David Llewellyn
- Birth name: David Stephen Llewellyn
- Date of birth: 29 September 1970 (age 54)
- Place of birth: Bedwellty, Wales
- Height: 178 cm (5 ft 10 in)
- Weight: 91 kg (14 st 5 lb)
- School: Tredegar Comprehensive

Rugby union career
- Position(s): Scrum-half

Amateur team(s)
- Years: Team / Apps / (Points)
- 1990-2003: Newport RFC / 95 / (175)
- –: Neath RFC /  / ()
- –: Ebbw Vale RFC /  / ()
- –: Plymouth Albion /  / ()
- –: Barbarian F.C. /  / ()

International career
- Years: Team / Apps / (Points)
- 1998–1999: Wales / 4 / (5)

= David Llewellyn (rugby union) =

Wales international rugby union footballer

David Stephen "Dai" Llewellyn (born 29 September 1970) is a former Wales international rugby union player.
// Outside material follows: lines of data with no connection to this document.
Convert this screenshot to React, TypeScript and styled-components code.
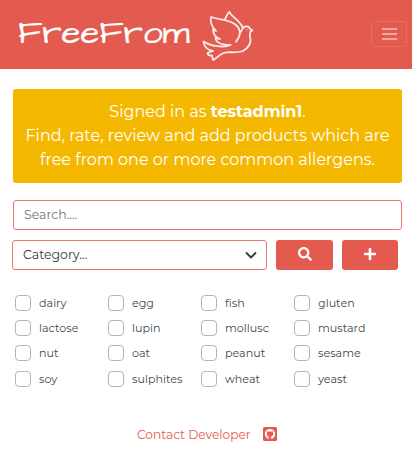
import React from "react";
import styled, { createGlobalStyle } from "styled-components";
import { FaSearch, FaPlus, FaGithubSquare } from "react-icons/fa";

const coral = "#e35b4f";

const GlobalStyle = createGlobalStyle`
  *, *::before, *::after { box-sizing: border-box; }
  body {
    margin: 0;
    background: #fff;
    color: #212529;
    font-family: Montserrat, Inter, "Liberation Sans", sans-serif;
    font-size: 12px;
  }
`;

const Navbar = styled.nav`
  display: flex;
  height: 69px;
  padding: 0 5px 0 18px;
  background: ${coral};
`;

const Brand = styled.a`
  display: flex;
  width: 185px;
  height: 66px;
  align-items: center;
  color: #fff;
  font-family: "Architects Daughter", "Open Sans", sans-serif;
  font-size: 33px;
  text-decoration: none;
  -webkit-text-stroke: 0.2px #fff;
`;

const BrandText = styled.span`
  transform: scaleX(1.06);
  transform-origin: left center;
`;

const Dove = styled.svg`
  width: 50px;
  height: 51px;
  margin-top: 11px;
  fill: none;
  stroke: #fbe9e7;
  stroke-width: 1.8;
  stroke-linecap: round;
  stroke-linejoin: round;
  overflow: visible;
`;

const Toggler = styled.button`
  display: flex;
  width: 36px;
  height: 26px;
  margin: 21px 0 0 auto;
  padding: 0;
  align-items: center;
  justify-content: center;
  border: 1px solid #e66d62;
  border-radius: 3px;
  background: none;
`;

const Bars = styled.span`
  display: grid;
  width: 15px;
  gap: 3px;

  i {
    height: 2px;
    background: #f0a9a3;
  }
`;

const Page = styled.main`
  padding: 20px 10px 0 13px;
`;

const Banner = styled.section`
  height: 94px;
  padding: 11px 0;
  border-radius: 3px;
  background: #f5b800;
  color: #fff;
`;

const BannerLine = styled.p`
  margin: 0;
  font-size: 16px;
  line-height: 24px;
  text-align: center;
  white-space: nowrap;
`;

const SearchInput = styled.input`
  display: block;
  width: 100%;
  height: 30px;
  margin-top: 17px;
  padding: 0 10px 2px;
  border: 1px solid #e8776d;
  border-radius: 3px;
  outline: none;
  font: inherit;
  font-size: 12.5px;

  &::placeholder { color: #6c757d; opacity: 1; }
`;

const FilterRow = styled.div`
  display: flex;
  gap: 9px;
  margin: 10px 0 0 -1px;
`;

const Select = styled.button`
  display: flex;
  width: 255px;
  height: 30px;
  padding: 0 9px 1px 10px;
  align-items: center;
  justify-content: space-between;
  border: 1px solid #e8776d;
  border-radius: 3px;
  background: #fff;
  color: #343a40;
  font: inherit;
  font-size: 12.5px;
`;

const Chevron = styled.svg`
  width: 12px;
  height: 12px;
  fill: none;
  stroke: #343a40;
  stroke-width: 1.8;
  stroke-linecap: round;
  stroke-linejoin: round;
`;

const ActionButton = styled.button<{ $width: number }>`
  display: flex;
  width: ${(p) => p.$width}px;
  height: 30px;
  padding: 0 0 2px;
  align-items: center;
  justify-content: center;
  border: 0;
  border-radius: 3px;
  background: ${coral};
  color: #fff;
  font-size: 14px;
`;

const AllergenGrid = styled.div`
  display: grid;
  grid-template-columns: repeat(4, 93px);
  grid-auto-rows: 25.3px;
  margin: 20px 0 0 2px;
`;

const Allergen = styled.label`
  display: flex;
  align-items: center;
  gap: 8px;
  font-size: 11.15px;
  color: #42474c;
`;

const Checkbox = styled.input`
  width: 16px;
  height: 16px;
  margin: 0;
  flex: none;
  appearance: none;
  border: 1px solid #b5b5b5;
  border-radius: 4px;
  background: #fff;
`;

const Footer = styled.footer`
  display: flex;
  height: 16px;
  margin: 35px 0 0 124px;
  align-items: center;
  color: ${coral};
`;

const ContactLink = styled.a`
  width: 125px;
  color: inherit;
  font-size: 12.2px;
  text-decoration: none;
  white-space: nowrap;
`;

const allergens = [
  "dairy", "egg", "fish", "gluten",
  "lactose", "lupin", "mollusc", "mustard",
  "nut", "oat", "peanut", "sesame",
  "soy", "sulphites", "wheat", "yeast",
];

export default function App() {
  return (
    <>
      <GlobalStyle />
      <Navbar>
        <Brand><BrandText>FreeFrom</BrandText></Brand>
        <Dove viewBox="0 0 50 51">
          <path d="M33 30.7C35 28 37 25 36.8 22C37 15 30 11 23.7 9.7C18 8 13 8 8 6C7 11 9 16 13 20L10 18.5C10 23 12 26 17 28L12.5 27C13 32 20 34 27.7 34C21 37 14 35 10 34.5C6 34 3 32 .5 30.5C1 36 4 39 10 40L4.5 42C5 44 6 45 9 44.5L10 49C14 48 16 42 23.7 41.3C31 41 35 42 40 40C45 37 48 33 47.5 28C47 25 46 24 47.3 21L49.3 19.3L47 18C46 14.5 41 14.5 39.5 18C38 20 38 21 37 22" />
          <path d="M21.7 9C23 6 24 3 26.3 .8C29 6 36 9 39.5 16" />
          <circle cx="44" cy="18.8" r=".5" fill="#fff" stroke="none" />
        </Dove>
        <Toggler aria-label="Toggle navigation"><Bars><i /><i /><i /></Bars></Toggler>
      </Navbar>
      <Page>
        <Banner>
          <BannerLine>Signed in as <strong>testadmin1</strong>.</BannerLine>
          <BannerLine>Find, rate, review and add products which are</BannerLine>
          <BannerLine>free from one or more common allergens.</BannerLine>
        </Banner>
        <SearchInput placeholder="Search...." />
        <FilterRow>
          <Select>
            Category...
            <Chevron viewBox="0 0 12 12"><path d="M1.5 4L6 8.5L10.5 4" /></Chevron>
          </Select>
          <ActionButton $width={57} aria-label="Search"><FaSearch /></ActionButton>
          <ActionButton $width={56} aria-label="Add"><FaPlus /></ActionButton>
        </FilterRow>
        <AllergenGrid>
          {allergens.map((name) => (
            <Allergen key={name}><Checkbox type="checkbox" />{name}</Allergen>
          ))}
        </AllergenGrid>
        <Footer>
          <ContactLink>Contact Developer</ContactLink>
          <FaGithubSquare size={16} />
        </Footer>
      </Page>
    </>
  );
}
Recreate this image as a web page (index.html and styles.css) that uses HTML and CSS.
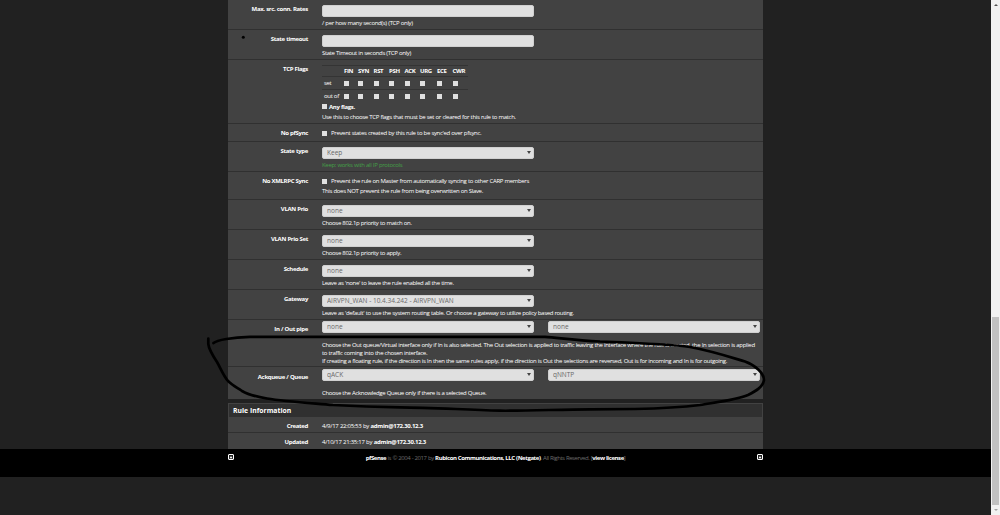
FILE: index.html
```html
<!DOCTYPE html>
<html lang="en">
<head>
    <meta charset="UTF-8">
    <title>Firewall: Rules: Edit</title>
    <link rel="stylesheet" href="styles.css">
</head>
<body>

<div class="page">
    <div class="container">
        <div class="panel">
            <div class="row">
                <label class="name">Max. src. conn. Rates</label>
                <div class="field">
                    <input type="text" class="control">
                    <span class="help">/ per how many second(s) (TCP only)</span>
                </div>
            </div>
            <div class="row">
                <label class="name">State timeout</label>
                <div class="field">
                    <input type="text" class="control">
                    <span class="help">State Timeout in seconds (TCP only)</span>
                </div>
            </div>
            <div class="row row-flags">
                <label class="name">TCP Flags</label>
                <div class="field">
                    <table class="flags">
                        <tr><th class="first"></th><th class="narrow">FIN</th><th>SYN</th><th>RST</th><th>PSH</th><th>ACK</th><th class="wide">URG</th><th>ECE</th><th>CWR</th></tr>
                        <tr><td class="first">set</td><td><input type="checkbox"></td><td><input type="checkbox"></td><td><input type="checkbox"></td><td><input type="checkbox"></td><td><input type="checkbox"></td><td><input type="checkbox"></td><td><input type="checkbox"></td><td><input type="checkbox"></td></tr>
                        <tr><td class="first">out of</td><td><input type="checkbox"></td><td><input type="checkbox"></td><td><input type="checkbox"></td><td><input type="checkbox"></td><td><input type="checkbox"></td><td><input type="checkbox"></td><td><input type="checkbox"></td><td><input type="checkbox"></td></tr>
                    </table>
                    <label class="any"><input type="checkbox"><b>Any flags.</b></label>
                    <span class="help">Use this to choose TCP flags that must be set or cleared for this rule to match.</span>
                </div>
            </div>
            <div class="row row-check">
                <label class="name">No pfSync</label>
                <div class="field">
                    <label class="check"><input type="checkbox"><span>Prevent states created by this rule to be sync'ed over pfsync.</span></label>
                </div>
            </div>
            <div class="row">
                <label class="name">State type</label>
                <div class="field">
                    <div class="select"><select class="control"><option>Keep</option></select></div>
                    <span class="help green">Keep: works with all IP protocols</span>
                </div>
            </div>
            <div class="row row-xmlrpc">
                <label class="name">No XMLRPC Sync</label>
                <div class="field">
                    <label class="check"><input type="checkbox"><span>Prevent the rule on Master from automatically syncing to other CARP members</span></label>
                    <span class="help">This does NOT prevent the rule from being overwritten on Slave.</span>
                </div>
            </div>
            <div class="row">
                <label class="name">VLAN Prio</label>
                <div class="field">
                    <div class="select"><select class="control"><option>none</option></select></div>
                    <span class="help">Choose 802.1p priority to match on.</span>
                </div>
            </div>
            <div class="row">
                <label class="name">VLAN Prio Set</label>
                <div class="field">
                    <div class="select"><select class="control"><option>none</option></select></div>
                    <span class="help">Choose 802.1p priority to apply.</span>
                </div>
            </div>
            <div class="row">
                <label class="name">Schedule</label>
                <div class="field">
                    <div class="select"><select class="control"><option>none</option></select></div>
                    <span class="help">Leave as 'none' to leave the rule enabled all the time.</span>
                </div>
            </div>
            <div class="row">
                <label class="name">Gateway</label>
                <div class="field">
                    <div class="select"><select class="control"><option>AIRVPN_WAN - 10.4.34.242 - AIRVPN_WAN</option></select></div>
                    <span class="help">Leave as 'default' to use the system routing table. Or choose a gateway to utilize policy based routing.</span>
                </div>
            </div>
            <div class="row row-pipe">
                <label class="name">In / Out pipe</label>
                <div class="field">
                    <div class="pair">
                        <div class="select"><select class="control"><option>none</option></select></div>
                        <div class="select"><select class="control"><option>none</option></select></div>
                    </div>
                    <span class="help">Choose the Out queue/Virtual interface only if In is also selected. The Out selection is applied to traffic leaving the interface where the rule is created, the In selection is applied<br>to traffic coming into the chosen interface.<br>If creating a floating rule, if the direction is In then the same rules apply, if the direction is Out the selections are reversed, Out is for incoming and In is for outgoing.</span>
                </div>
            </div>
            <div class="row row-queue">
                <label class="name">Ackqueue / Queue</label>
                <div class="field">
                    <div class="pair">
                        <div class="select"><select class="control"><option>qACK</option></select></div>
                        <div class="select"><select class="control"><option>qNNTP</option></select></div>
                    </div>
                    <span class="help">Choose the Acknowledge Queue only if there is a selected Queue.</span>
                </div>
            </div>
        </div>

        <div class="panel info">
            <h2 class="heading">Rule Information</h2>
            <div class="row row-info">
                <label class="name">Created</label>
                <div class="field">4/9/17 22:05:53 by <b>admin@172.30.12.3</b></div>
            </div>
            <div class="row row-info">
                <label class="name">Updated</label>
                <div class="field">4/10/17 21:35:17 by <b>admin@172.30.12.3</b></div>
            </div>
        </div>
    </div>

    <footer class="footer">
        <div class="footer-inner">
            <svg class="up" viewBox="0 0 6 6"><rect x=".5" y=".5" width="5" height="5" rx=".5"/><path d="M1.500 4.200 3 2l1.500 2.200z"/></svg>
            <p><b>pfSense</b> is © 2004 - 2017 by <b>Rubicon Communications, LLC (Netgate)</b>. All Rights Reserved. [<b>view license</b>]</p>
            <svg class="up" viewBox="0 0 6 6"><rect x=".5" y=".5" width="5" height="5" rx=".5"/><path d="M1.500 4.200 3 2l1.500 2.200z"/></svg>
        </div>
    </footer>
</div>

<div class="scrollbar">
    <span class="arrow arrow-up"></span>
    <span class="thumb"></span>
    <span class="arrow arrow-down"></span>
</div>

<!-- pen marks drawn over the form -->
<svg class="marks" viewBox="0 0 1000 515">
    <path d="M213.500 343C217 340 232 337.300 250 336.800H545C560 338 575 340 600 341.500C640 343 670 344 690 347C712 351 730 357 745 361.500C755 365 764 373 764 380C763 387 756 391 748 395C736 400 718 402 700 405C680 407.500 660 408.500 635 409L590 409.300C560 409.300 530 411 500 410.700C460 409.500 430 407.500 400 407.300C370 407 350 406 333 405C310 403 285 401.500 267 398.500C255 396.500 248 394.500 242 391C236 387 232 385 228 381C223 375 220 367 217 362C213 356 209 350 208.300 344V338.500"/>
    <circle cx="243.300" cy="37.300" r="1.500"/>
</svg>

</body>
</html>
```

FILE: styles.css
```css
* {
    box-sizing: border-box;
}
body {
    margin: 0;
    width: 1000px;
    height: 515px;
    display: flex;
    overflow: hidden;
    background-color: #212121;
    color: #fff;
    font-family: "Open Sans", "Noto Sans", sans-serif;
    font-size: 6px;
    line-height: 8px;
    letter-spacing: -0.330px;
    word-spacing: 0.200px;
}
.page {
    flex: 1;
}
.container {
    width: 535px;
    height: 449px;
    margin-left: 228px;
}
.panel {
    background-color: #424242;
}
.row {
    display: flex;
    height: 30px;
    padding-top: 5px;
    border-bottom: 1px solid #303030;
}
.panel .row:last-child {
    border-bottom: none;
}
.name {
    flex: none;
    width: 80px;
    margin-right: 14px;
    text-align: right;
    font-weight: bold;
    white-space: nowrap;
}
.field {
    flex: 1;
    min-width: 0;
    white-space: nowrap;
}
.control {
    display: block;
    width: 212px;
    height: 12px;
    margin: 0;
    padding: 0 4px;
    border: 1px solid #d0d0d0;
    border-radius: 2px;
    background-color: #e0e0e0;
    color: #6a6a6a;
    font-family: inherit;
    font-size: 6.500px;
    line-height: 10px;
    letter-spacing: 0;
    word-spacing: 0;
    appearance: none;
}
.select {
    position: relative;
    width: 212px;
}
.select::after {
    content: "";
    position: absolute;
    right: 3.500px;
    top: 3.500px;
    border: 2px solid transparent;
    border-top: 3.500px solid #444;
    border-bottom: none;
}
.pair {
    display: flex;
    gap: 14px;
}
.help {
    display: block;
    margin-top: 2px;
}
.green {
    color: #43a047;
}
input[type="checkbox"] {
    display: block;
    width: 5px;
    height: 5px;
    margin: 0;
    background-color: #e0e0e0;
    appearance: none;
}
.row-flags {
    height: 64px;
}
.flags {
    width: 146px;
    border-collapse: collapse;
    table-layout: fixed;
}
.flags th, .flags td {
    height: 13px;
    padding: 0;
    border-top: 1px solid #343434;
    text-align: left;
}
.flags th {
    height: 11px;
}
.flags .first {
    width: 22px;
    padding-left: 2px;
}
.flags .narrow {
    width: 14px;
}
.flags .wide {
    width: 17px;
}
.any, .check {
    display: flex;
    align-items: center;
}
.any {
    gap: 2px;
}
.row-check {
    height: 18px;
}
.check {
    gap: 4px;
}
.row-xmlrpc {
    height: 28px;
}
.row-pipe {
    height: 47px;
    padding-top: 1px;
}
.row-pipe .name {
    padding-top: 4px;
}
.row-pipe .help {
    margin-top: 8px;
}
.row-queue {
    height: 32px;
    padding-top: 2px;
}
.row-queue .name {
    padding-top: 4px;
}
.row-queue .help {
    margin-top: 8px;
}
.info {
    margin-top: 4px;
}
.heading {
    height: 14px;
    margin: 0;
    padding: 0 4px;
    border: 1px solid #424242;
    border-bottom: none;
    background-color: #303030;
    font-size: 6.800px;
    line-height: 14px;
    letter-spacing: 0;
}
.row-info {
    height: 16px;
    padding-top: 5px;
}
.row-info .field {
    letter-spacing: -0.280px;
}
.footer {
    height: 28px;
    background-color: #000;
    color: #6c6c6c;
    letter-spacing: -0.420px;
}
.footer b {
    color: #fff;
}
.footer-inner {
    display: flex;
    justify-content: space-between;
    width: 535px;
    margin-left: 228px;
    padding-top: 5px;
}
.footer p {
    margin: 0;
    white-space: nowrap;
}
.up {
    width: 6px;
    height: 6px;
    fill: #fff;
}
.up rect {
    fill: #222;
    stroke: #fff;
}
.scrollbar {
    display: flex;
    flex-direction: column;
    align-items: center;
    width: 9px;
    padding: 4px 0;
    background-color: #f1f1f1;
}
.thumb {
    width: 7px;
    height: 188px;
    margin-top: auto;
    margin-bottom: 4px;
    background-color: #c1c1c1;
}
.arrow {
    border: 2px solid transparent;
}
.arrow-up {
    border-top: none;
    border-bottom-color: #505050;
}
.arrow-down {
    border-bottom: none;
    border-top-color: #a3a3a3;
}
.marks {
    position: absolute;
    left: 0;
    top: 0;
    width: 1000px;
    height: 515px;
    pointer-events: none;
}
.marks path {
    fill: none;
    stroke: #000;
    stroke-width: 2.700px;
    stroke-linecap: round;
    stroke-linejoin: round;
}
```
He played his club rugby for Ebbw Vale, Newport and Neath and was part of the Wales squad for the 1999 World Cup where he scored a try.

Llewellyn won four caps for Wales between 1998 and 1999. He featured a further twelve times on the bench for his country. Llewellyn played in the last Five Nations tournament and made one appearance in the 1999 Rugby World Cup as a replacement against Japan.